In another development highlighting the climate of impunity during the Mosisili era,  detective police constable Ratsebe who was investigating the matter that led to the arrest of the trio was also abducted by unknown gunmen and later released on the outskirts of Maseru.

The investigator said he suspected his captors were soldiers. as they told him that police officers were bringing soldiers into disrepute, an apparent reference to the Maseru border post shooting.

The LDF’s public affairs officer, Brigadier Ntlele Ntoi, finally broke the military’s silence on the issue in a statement that the alleged murders had not been sanctioned by the LDF.

He said the army command has not known of the incident and emphasised that it is cooperating with the police investigations.

But the statement came months after the families of the dead men began a quest to establish their whereabouts.

The LDF’s growing reluctance to account to the elected leaders was highlighted in June 2016, when Mosisili told parliament that the government had decided to “engage” then-army commander Lieutenant-General Tlali Kamoli “on a mutually agreeable solution” regarding his future in the LDF.

This was contrary to a recommendation by the SADC commission of inquiry, which had been appointed after the murder of the previous LDF boss, Brigadier Maaparankoe Mahao in June 2015.

The commission bluntly called for the sacking of Kamoli on grounds that he was a polarising figure who fuelled Lesotho’s instability.

Mosisili was speaking against the background of intensifying pressure from the opposition, development partners and the US to release Kamoli from his command to make way for the implementation of the commission’s recommendations.

The ten-member commission, led by retired Botswana judge Justice Mphaphi Phumaphe, had called for all soldiers suspected of attempted murder, murder and treason to be suspended and prosecuted for their crimes.

Mosisili dithered until it was made clear to him that Lesotho could lose 40 000 jobs guaranteed by the country’s duty-free access to US markets under the Africa Growth and Opportunity Act.
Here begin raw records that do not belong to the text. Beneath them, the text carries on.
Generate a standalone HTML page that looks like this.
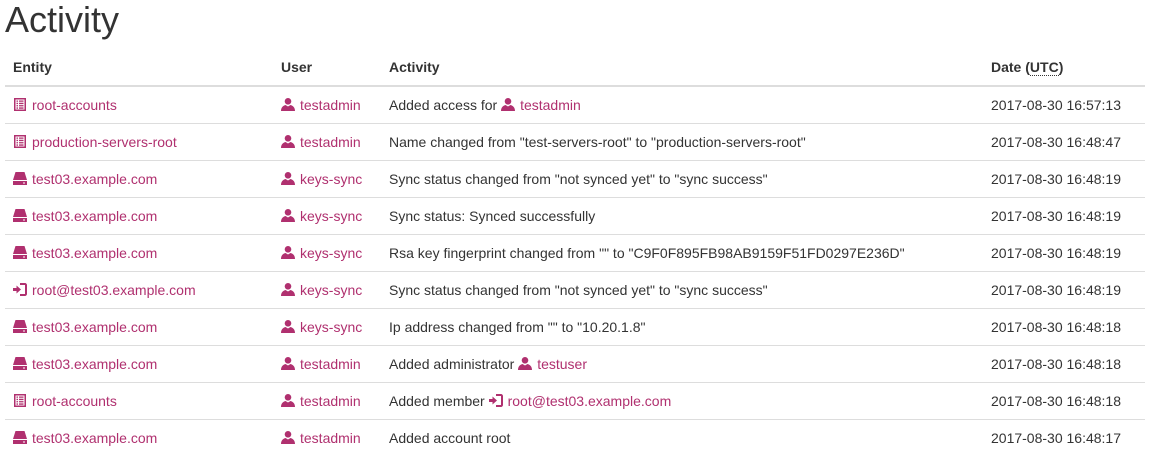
<!DOCTYPE html>
<html><head><meta charset="utf-8"><style>
body{margin:0;background:#fff;font-family:"Liberation Sans",sans-serif;font-size:14px;color:#333;width:1150px;height:439px;overflow:hidden}
h1{font-weight:400;font-size:36px;margin:0;padding:0 0 0 5px;line-height:40px;height:48px}
table{position:absolute;left:5px;top:48px;width:1140px;border-collapse:collapse}
th{text-align:left;font-weight:bold;padding:0 8px;height:37px;border-bottom:2px solid #ddd;vertical-align:middle}
td{padding:0 8px;height:36px;border-top:1px solid #ddd;vertical-align:middle;white-space:nowrap}
a{color:#b0306f;text-decoration:none}
svg{vertical-align:-1px;margin-right:5px;fill:#b0306f}
abbr{text-decoration:none;border-bottom:1px dotted #333}
</style></head><body>
<h1>Activity</h1>
<table>
<tr><th style="width:252px">Entity</th><th style="width:92px">User</th><th style="width:586px">Activity</th><th>Date (<abbr>UTC</abbr>)</th></tr>
<!--rows-->
<tr><td><a><svg width="14" height="13" viewBox="0 0 14 13"><path d="M1 0h12v13H1z M2.5 1.5v10h9v-10z M3.5 2.5h1.5v1.3H3.5z M6 2.5h4.5v1.3H6z M3.5 4.8h1.5v1.3H3.5z M6 4.8h4.5v1.3H6z M3.5 7.1h1.5v1.3H3.5z M6 7.1h4.5v1.3H6z M3.5 9.4h1.5v1.3H3.5z M6 9.4h4.5v1.3H6z" fill-rule="evenodd"/></svg>root-accounts</a></td><td><a><svg width="14" height="13" viewBox="0 0 14 13"><circle cx="7" cy="3.3" r="3.3"/><path d="M0 13c0-4 2.5-5.5 4.5-6l2.5 1.5 2.5-1.5c2 .5 4.5 2 4.5 6z"/></svg>testadmin</a></td><td>Added access for <a><svg width="14" height="13" viewBox="0 0 14 13"><circle cx="7" cy="3.3" r="3.3"/><path d="M0 13c0-4 2.5-5.5 4.5-6l2.5 1.5 2.5-1.5c2 .5 4.5 2 4.5 6z"/></svg>testadmin</a></td><td>2017-08-30 16:57:13</td></tr>
<tr><td><a><svg width="14" height="13" viewBox="0 0 14 13"><path d="M1 0h12v13H1z M2.5 1.5v10h9v-10z M3.5 2.5h1.5v1.3H3.5z M6 2.5h4.5v1.3H6z M3.5 4.8h1.5v1.3H3.5z M6 4.8h4.5v1.3H6z M3.5 7.1h1.5v1.3H3.5z M6 7.1h4.5v1.3H6z M3.5 9.4h1.5v1.3H3.5z M6 9.4h4.5v1.3H6z" fill-rule="evenodd"/></svg>production-servers-root</a></td><td><a><svg width="14" height="13" viewBox="0 0 14 13"><circle cx="7" cy="3.3" r="3.3"/><path d="M0 13c0-4 2.5-5.5 4.5-6l2.5 1.5 2.5-1.5c2 .5 4.5 2 4.5 6z"/></svg>testadmin</a></td><td>Name changed from "test-servers-root" to "production-servers-root"</td><td>2017-08-30 16:48:47</td></tr>
<tr><td><a><svg width="14" height="13" viewBox="0 0 14 13"><path d="M2.5 0h9l2.5 8H0z M0 9h14v4H0z" /><path d="M10 10.5h2v1h-2z" fill="#fff"/></svg>test03.example.com</a></td><td><a><svg width="14" height="13" viewBox="0 0 14 13"><circle cx="7" cy="3.3" r="3.3"/><path d="M0 13c0-4 2.5-5.5 4.5-6l2.5 1.5 2.5-1.5c2 .5 4.5 2 4.5 6z"/></svg>keys-sync</a></td><td>Sync status changed from "not synced yet" to "sync success"</td><td>2017-08-30 16:48:19</td></tr>
<tr><td><a><svg width="14" height="13" viewBox="0 0 14 13"><path d="M2.5 0h9l2.5 8H0z M0 9h14v4H0z" /><path d="M10 10.5h2v1h-2z" fill="#fff"/></svg>test03.example.com</a></td><td><a><svg width="14" height="13" viewBox="0 0 14 13"><circle cx="7" cy="3.3" r="3.3"/><path d="M0 13c0-4 2.5-5.5 4.5-6l2.5 1.5 2.5-1.5c2 .5 4.5 2 4.5 6z"/></svg>keys-sync</a></td><td>Sync status: Synced successfully</td><td>2017-08-30 16:48:19</td></tr>
<tr><td><a><svg width="14" height="13" viewBox="0 0 14 13"><path d="M2.5 0h9l2.5 8H0z M0 9h14v4H0z" /><path d="M10 10.5h2v1h-2z" fill="#fff"/></svg>test03.example.com</a></td><td><a><svg width="14" height="13" viewBox="0 0 14 13"><circle cx="7" cy="3.3" r="3.3"/><path d="M0 13c0-4 2.5-5.5 4.5-6l2.5 1.5 2.5-1.5c2 .5 4.5 2 4.5 6z"/></svg>keys-sync</a></td><td>Rsa key fingerprint changed from "" to "C9F0F895FB98AB9159F51FD0297E236D"</td><td>2017-08-30 16:48:19</td></tr>
<tr><td><a><svg width="14" height="13" viewBox="0 0 14 13"><path d="M0 5h3.5V2.5L8 6.5l-4.5 4V8H0z M7 0h5c1 0 2 1 2 2v9c0 1-1 2-2 2H7v-2h5V2H7z"/></svg>root@test03.example.com</a></td><td><a><svg width="14" height="13" viewBox="0 0 14 13"><circle cx="7" cy="3.3" r="3.3"/><path d="M0 13c0-4 2.5-5.5 4.5-6l2.5 1.5 2.5-1.5c2 .5 4.5 2 4.5 6z"/></svg>keys-sync</a></td><td>Sync status changed from "not synced yet" to "sync success"</td><td>2017-08-30 16:48:19</td></tr>
<tr><td><a><svg width="14" height="13" viewBox="0 0 14 13"><path d="M2.5 0h9l2.5 8H0z M0 9h14v4H0z" /><path d="M10 10.5h2v1h-2z" fill="#fff"/></svg>test03.example.com</a></td><td><a><svg width="14" height="13" viewBox="0 0 14 13"><circle cx="7" cy="3.3" r="3.3"/><path d="M0 13c0-4 2.5-5.5 4.5-6l2.5 1.5 2.5-1.5c2 .5 4.5 2 4.5 6z"/></svg>keys-sync</a></td><td>Ip address changed from "" to "10.20.1.8"</td><td>2017-08-30 16:48:18</td></tr>
<tr><td><a><svg width="14" height="13" viewBox="0 0 14 13"><path d="M2.5 0h9l2.5 8H0z M0 9h14v4H0z" /><path d="M10 10.5h2v1h-2z" fill="#fff"/></svg>test03.example.com</a></td><td><a><svg width="14" height="13" viewBox="0 0 14 13"><circle cx="7" cy="3.3" r="3.3"/><path d="M0 13c0-4 2.5-5.5 4.5-6l2.5 1.5 2.5-1.5c2 .5 4.5 2 4.5 6z"/></svg>testadmin</a></td><td>Added administrator <a><svg width="14" height="13" viewBox="0 0 14 13"><circle cx="7" cy="3.3" r="3.3"/><path d="M0 13c0-4 2.5-5.5 4.5-6l2.5 1.5 2.5-1.5c2 .5 4.5 2 4.5 6z"/></svg>testuser</a></td><td>2017-08-30 16:48:18</td></tr>
<tr><td><a><svg width="14" height="13" viewBox="0 0 14 13"><path d="M1 0h12v13H1z M2.5 1.5v10h9v-10z M3.5 2.5h1.5v1.3H3.5z M6 2.5h4.5v1.3H6z M3.5 4.8h1.5v1.3H3.5z M6 4.8h4.5v1.3H6z M3.5 7.1h1.5v1.3H3.5z M6 7.1h4.5v1.3H6z M3.5 9.4h1.5v1.3H3.5z M6 9.4h4.5v1.3H6z" fill-rule="evenodd"/></svg>root-accounts</a></td><td><a><svg width="14" height="13" viewBox="0 0 14 13"><circle cx="7" cy="3.3" r="3.3"/><path d="M0 13c0-4 2.5-5.5 4.5-6l2.5 1.5 2.5-1.5c2 .5 4.5 2 4.5 6z"/></svg>testadmin</a></td><td>Added member <a><svg width="14" height="13" viewBox="0 0 14 13"><path d="M0 5h3.5V2.5L8 6.5l-4.5 4V8H0z M7 0h5c1 0 2 1 2 2v9c0 1-1 2-2 2H7v-2h5V2H7z"/></svg>root@test03.example.com</a></td><td>2017-08-30 16:48:18</td></tr>
<tr><td><a><svg width="14" height="13" viewBox="0 0 14 13"><path d="M2.5 0h9l2.5 8H0z M0 9h14v4H0z" /><path d="M10 10.5h2v1h-2z" fill="#fff"/></svg>test03.example.com</a></td><td><a><svg width="14" height="13" viewBox="0 0 14 13"><circle cx="7" cy="3.3" r="3.3"/><path d="M0 13c0-4 2.5-5.5 4.5-6l2.5 1.5 2.5-1.5c2 .5 4.5 2 4.5 6z"/></svg>testadmin</a></td><td>Added account root</td><td>2017-08-30 16:48:17</td></tr>
</table>
</body></html>
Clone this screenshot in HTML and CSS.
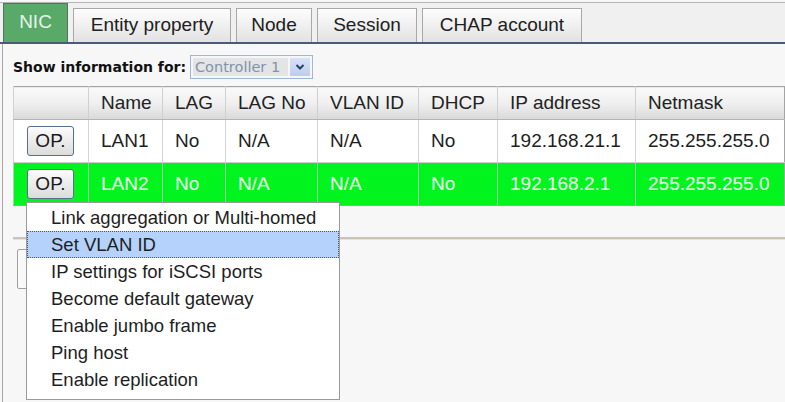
FILE: index.html
```html
<!DOCTYPE html>
<html>
<head>
<meta charset="utf-8">
<link rel="stylesheet" href="styles.css">
</head>
<body>
<div class="page">
  <div class="tabbar">
    <div class="tab active">NIC</div>
    <div class="tab">Entity property</div>
    <div class="tab">Node</div>
    <div class="tab">Session</div>
    <div class="tab">CHAP account</div>
  </div>
  <div class="panel">
    <div class="showfor">
      <span class="label">Show information for:</span>
      <div class="select">
        <span class="seltext">Controller 1</span>
        <span class="selbtn"><svg width="10" height="8" viewBox="0 0 10 8"><path d="M1.5 2 L5 5.5 L8.5 2" fill="none" stroke="#2a3f6a" stroke-width="2"/></svg></span>
      </div>
    </div>
    <table class="grid">
      <colgroup>
        <col class="c1"><col class="c2"><col class="c3"><col class="c4"><col class="c5"><col class="c6"><col class="c7"><col class="c8">
      </colgroup>
      <thead>
        <tr><th></th><th>Name</th><th>LAG</th><th>LAG No</th><th>VLAN ID</th><th>DHCP</th><th>IP address</th><th>Netmask</th></tr>
      </thead>
      <tbody>
        <tr><td class="opcell"><span class="op">OP.</span></td><td>LAN1</td><td>No</td><td>N/A</td><td>N/A</td><td>No</td><td>192.168.21.1</td><td>255.255.255.0</td></tr>
        <tr class="sel"><td class="opcell"><span class="op">OP.</span></td><td>LAN2</td><td>No</td><td>N/A</td><td>N/A</td><td>No</td><td>192.168.2.1</td><td>255.255.255.0</td></tr>
      </tbody>
    </table>
    <div class="sep"></div>
    <div class="btnrow"><span class="hiddenbtn"></span></div>
  </div>
  <div class="menu">
    <div class="item">Link aggregation or Multi-homed</div>
    <div class="item hl">Set VLAN ID</div>
    <div class="item">IP settings for iSCSI ports</div>
    <div class="item">Become default gateway</div>
    <div class="item">Enable jumbo frame</div>
    <div class="item">Ping host</div>
    <div class="item">Enable replication</div>
  </div>
</div>
</body>
</html>
```
FILE: styles.css
```css
html, body {
  margin: 0;
  padding: 0;
  background: #f7f7f7;
  overflow: hidden;
}
.page {
  position: relative;
  width: 785px;
  height: 402px;
  font-family: "Liberation Sans", Arial, sans-serif;
  color: #1e1e1e;
}
.tabbar {
  margin-top: 2px;
  height: 39px;
  border-top: 1px solid #b4b4b4;
  border-bottom: 2px solid #4c5a78;
  background: #f0f0f0;
  display: flex;
  align-items: flex-end;
  gap: 5px;
  padding-left: 3px;
}
.tab {
  height: 34px;
  box-sizing: border-box;
  border: 1px solid #a8a8a8;
  border-bottom: none;
  background: linear-gradient(#fdfdfd, #e2e2e2);
  font-size: 19px;
  display: flex;
  align-items: center;
  justify-content: center;
  padding-bottom: 2px;
  color: #202020;
}
.tab:nth-child(2) { width: 158px; }
.tab:nth-child(3) { width: 76px; }
.tab:nth-child(4) { width: 100px; }
.tab:nth-child(5) { width: 160px; }
.tab.active {
  width: 65px;
  height: 39px;
  background: #59a968;
  border: 1px solid #5e6c62;
  border-bottom: none;
  color: #e4f4e8;
  padding-bottom: 2px;
}
.panel {
  margin-left: 2px;
  border-left: 1px solid #a8a8a8;
  height: 359px;
  padding-left: 10px;
  box-sizing: border-box;
}
.showfor {
  height: 42px;
  display: flex;
  align-items: center;
  padding-top: 3px;
  box-sizing: border-box;
}
.label {
  font-family: "DejaVu Sans", Verdana, sans-serif;
  font-weight: bold;
  font-size: 14px;
  color: #111;
  width: 177px;
  letter-spacing: 0;
  white-space: nowrap;
}
.select {
  width: 123px;
  height: 24px;
  box-sizing: border-box;
  border: 1px solid #9fb6d8;
  background: #f4f6fa;
  display: flex;
  align-items: center;
  padding: 2px;
  gap: 2px;
}
.seltext {
  flex: 1;
  height: 18px;
  background: #e4e4e4;
  font-family: "DejaVu Sans", Verdana, sans-serif;
  font-size: 14.5px;
  color: #7f93ad;
  line-height: 18px;
  padding-left: 2px;
  white-space: nowrap;
  overflow: hidden;
}
.selbtn {
  width: 20px;
  height: 18px;
  background: linear-gradient(#d6e2f6, #bccdee);
  display: flex;
  align-items: center;
  justify-content: center;
}
.grid {
  border-collapse: collapse;
  table-layout: fixed;
  width: 771px;
  font-size: 19px;
  border: 1px solid #a4a4a4;
}
.c1 { width: 75px; }
.c2 { width: 74px; }
.c3 { width: 63px; }
.c4 { width: 92px; }
.c5 { width: 101px; }
.c6 { width: 79px; }
.c7 { width: 138px; }
.c8 { width: 149px; }
.grid th {
  height: 32px;
  font-weight: normal;
  text-align: left;
  padding: 0 0 0 12px;
  background: linear-gradient(#fafafa 0%, #efefef 50%, #d9d9d9 100%);
  border-left: 1px solid #d0d0d0;
  border-bottom: 1px solid #b4b4b4;
  color: #222;
}
.grid td {
  height: 42px;
  padding: 0 0 0 12px;
  border-left: 1px solid #d4d4d4;
  border-bottom: 1px solid #cdcdcd;
  background: #ffffff;
  white-space: nowrap;
  overflow: hidden;
}
.grid tr.sel td {
  background: #02f41e;
  color: #f2fff2;
  border-left-color: #9ee0a4;
  border-bottom-color: #a0a0a0;
}
.grid td.opcell {
  padding-left: 13px;
}
.op {
  display: inline-flex;
  align-items: center;
  justify-content: center;
  width: 47px;
  height: 30px;
  box-sizing: border-box;
  border: 1px solid #57708e;
  border-radius: 3px;
  background: linear-gradient(#fbfbfb, #dcdcdc);
  color: #1a1a1a;
  font-size: 19px;
  vertical-align: middle;
}
.sep {
  margin-top: 31px;
  height: 2px;
  background: #c9c4b6;
  border-bottom: 1px solid #e6e2d8;
}
.btnrow {
  padding-top: 9px;
  padding-left: 4px;
}
.hiddenbtn {
  display: block;
  width: 120px;
  height: 40px;
  box-sizing: border-box;
  border: 1px solid #a0a0a0;
  border-radius: 2px;
  background: linear-gradient(90deg, #fafafa, #d8d8d8);
}
.menu {
  position: absolute;
  left: 26px;
  top: 200px;
  width: 314px;
  height: 198px;
  box-sizing: border-box;
  border: 1px solid #9a9a9a;
  background: #ffffff;
  padding-top: 1px;
  font-size: 18.5px;
  color: #1e1e1e;
}
.item {
  height: 27px;
  line-height: 27px;
  padding-left: 24px;
  box-sizing: border-box;
  white-space: nowrap;
}
.item.hl {
  background: #b4d2fb;
  border: 1px dotted #555;
  line-height: 25px;
  padding-left: 23px;
}
```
In December, Kamoli finally stepped down.

But other commission recommendations were not implemented. In particular, soldiers who had fled persecution remained exiled in South Africa, while others were in detention over mutiny charges allegedly concocted against them by the army command under Kamoli’s leadership.

When it came to hiring of recruits in the security agencies, the Mosisili administration wove a web that entrenched partisan politics in the security agencies by selectively awarding certain officers with multiple promotions and hiring recruits aligned with the parties that made up his ruling coalition.

During his election campaign, Thabane appeared to be steeling himself to take the beast by the horns, and promised to root out the rogue elements in the LDF.

However, it is unsettling that even under his new administration, signs of the culture of impunity continue to surface within the army.

A case in point is the prolonged detention of Captain Boiketsiso Fonane by the military police in the Mokoanyane Military Barracks in connection with the murder of army commander Motšomotšo.

In an affidavit tabled in the High Court, Fonane complained that he has been held for three weeks – even though the police earlier released him without charge.

No one has yet appeared in court in connection with Motsomotso’s murder, but the rumours doing the rounds in Lesotho again suggest that the LDF’s constant involvement in violence is by no means a low-level phenomenon.

A brigadier and a colonel, whose names are known to the MNNCIJ, are said to have shot Motsomotso, and then to have been shot dead by his bodyguards.